=== Exercise task ===
Copy nothing but the part that opens with the line containing "Reproduce this table" and closes with the line containing "bg-[#1b3f95] text-white text-[14px]". Do not include pictures.

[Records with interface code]
______

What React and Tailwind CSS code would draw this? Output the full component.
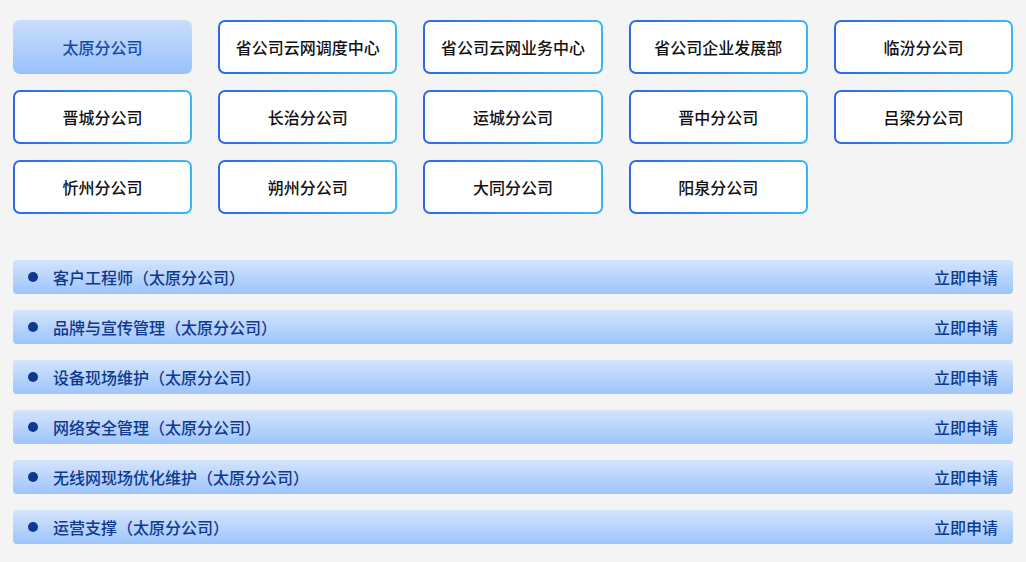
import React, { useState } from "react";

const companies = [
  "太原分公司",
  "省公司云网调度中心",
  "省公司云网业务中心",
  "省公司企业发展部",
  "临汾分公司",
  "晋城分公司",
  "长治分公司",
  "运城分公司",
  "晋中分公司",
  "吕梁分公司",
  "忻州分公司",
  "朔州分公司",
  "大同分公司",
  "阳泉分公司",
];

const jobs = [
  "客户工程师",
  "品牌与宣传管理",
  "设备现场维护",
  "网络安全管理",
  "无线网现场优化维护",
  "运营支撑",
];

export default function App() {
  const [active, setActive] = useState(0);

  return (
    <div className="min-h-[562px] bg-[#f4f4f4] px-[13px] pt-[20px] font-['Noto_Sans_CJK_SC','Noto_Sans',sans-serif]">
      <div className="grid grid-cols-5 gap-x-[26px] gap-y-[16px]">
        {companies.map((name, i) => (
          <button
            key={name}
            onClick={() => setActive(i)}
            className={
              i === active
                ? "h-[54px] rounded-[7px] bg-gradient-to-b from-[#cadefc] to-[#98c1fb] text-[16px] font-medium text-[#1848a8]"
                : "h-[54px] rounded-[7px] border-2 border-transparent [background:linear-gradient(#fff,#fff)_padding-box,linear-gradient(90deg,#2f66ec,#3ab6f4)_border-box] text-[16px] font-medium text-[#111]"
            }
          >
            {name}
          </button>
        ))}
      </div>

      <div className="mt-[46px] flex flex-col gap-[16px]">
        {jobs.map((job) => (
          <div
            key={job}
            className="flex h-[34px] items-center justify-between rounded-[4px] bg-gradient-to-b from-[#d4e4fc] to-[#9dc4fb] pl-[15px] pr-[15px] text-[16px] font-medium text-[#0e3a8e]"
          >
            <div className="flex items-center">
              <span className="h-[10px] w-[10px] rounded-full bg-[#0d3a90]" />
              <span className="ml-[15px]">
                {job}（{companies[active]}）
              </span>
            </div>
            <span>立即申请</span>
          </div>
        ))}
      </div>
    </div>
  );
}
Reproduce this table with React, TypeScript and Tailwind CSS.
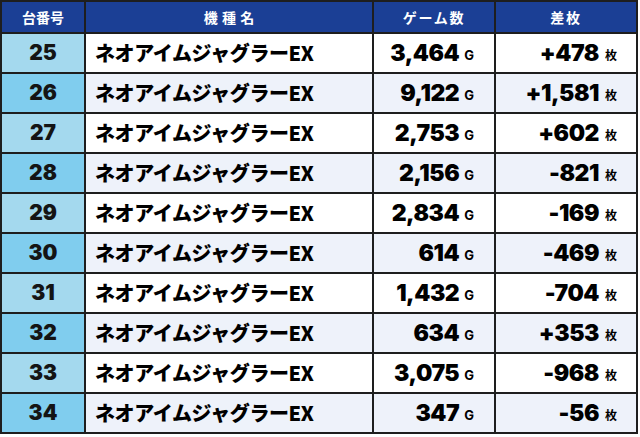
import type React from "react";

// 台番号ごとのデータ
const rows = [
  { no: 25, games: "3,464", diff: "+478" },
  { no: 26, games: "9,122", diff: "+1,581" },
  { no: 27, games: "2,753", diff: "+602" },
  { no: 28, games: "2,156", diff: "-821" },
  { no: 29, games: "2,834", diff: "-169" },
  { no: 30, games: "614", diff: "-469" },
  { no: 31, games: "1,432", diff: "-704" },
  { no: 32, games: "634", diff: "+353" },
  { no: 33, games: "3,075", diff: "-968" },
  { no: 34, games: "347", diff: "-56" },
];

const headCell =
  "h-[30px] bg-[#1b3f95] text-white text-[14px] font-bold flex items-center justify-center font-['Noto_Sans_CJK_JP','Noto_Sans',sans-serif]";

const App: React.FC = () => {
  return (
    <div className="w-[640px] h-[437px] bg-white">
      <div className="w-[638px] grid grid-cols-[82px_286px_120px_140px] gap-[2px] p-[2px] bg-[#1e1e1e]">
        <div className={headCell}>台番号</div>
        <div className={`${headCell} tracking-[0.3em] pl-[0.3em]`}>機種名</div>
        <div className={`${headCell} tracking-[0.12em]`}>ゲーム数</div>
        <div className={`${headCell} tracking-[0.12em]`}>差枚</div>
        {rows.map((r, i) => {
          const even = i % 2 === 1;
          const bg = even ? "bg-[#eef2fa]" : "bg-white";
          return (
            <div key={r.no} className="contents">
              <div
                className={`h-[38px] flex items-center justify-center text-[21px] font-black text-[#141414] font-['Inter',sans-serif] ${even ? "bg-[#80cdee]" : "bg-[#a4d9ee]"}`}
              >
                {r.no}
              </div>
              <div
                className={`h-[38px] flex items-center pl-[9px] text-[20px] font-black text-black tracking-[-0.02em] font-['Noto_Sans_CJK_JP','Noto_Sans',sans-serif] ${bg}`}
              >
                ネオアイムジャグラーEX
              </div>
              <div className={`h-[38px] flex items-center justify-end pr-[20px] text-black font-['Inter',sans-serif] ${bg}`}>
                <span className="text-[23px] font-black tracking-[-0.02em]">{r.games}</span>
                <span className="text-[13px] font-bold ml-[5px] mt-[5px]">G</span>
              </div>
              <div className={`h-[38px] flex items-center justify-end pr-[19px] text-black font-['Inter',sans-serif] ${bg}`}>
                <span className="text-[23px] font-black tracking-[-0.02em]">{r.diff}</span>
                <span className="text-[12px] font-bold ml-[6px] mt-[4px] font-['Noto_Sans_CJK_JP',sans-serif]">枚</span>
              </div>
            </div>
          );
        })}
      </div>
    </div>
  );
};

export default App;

______

=== Correct response ===
Reproduce this table with React, TypeScript and Tailwind CSS.
import type React from "react";

// 台番号ごとのデータ
const rows = [
  { no: 25, games: "3,464", diff: "+478" },
  { no: 26, games: "9,122", diff: "+1,581" },
  { no: 27, games: "2,753", diff: "+602" },
  { no: 28, games: "2,156", diff: "-821" },
  { no: 29, games: "2,834", diff: "-169" },
  { no: 30, games: "614", diff: "-469" },
  { no: 31, games: "1,432", diff: "-704" },
  { no: 32, games: "634", diff: "+353" },
  { no: 33, games: "3,075", diff: "-968" },
  { no: 34, games: "347", diff: "-56" },
];

const headCell =
  "h-[30px] bg-[#1b3f95] text-white text-[14px] font-bold flex items-center justify-center font-['Noto_Sans_CJK_JP','Noto_Sans',sans-serif]";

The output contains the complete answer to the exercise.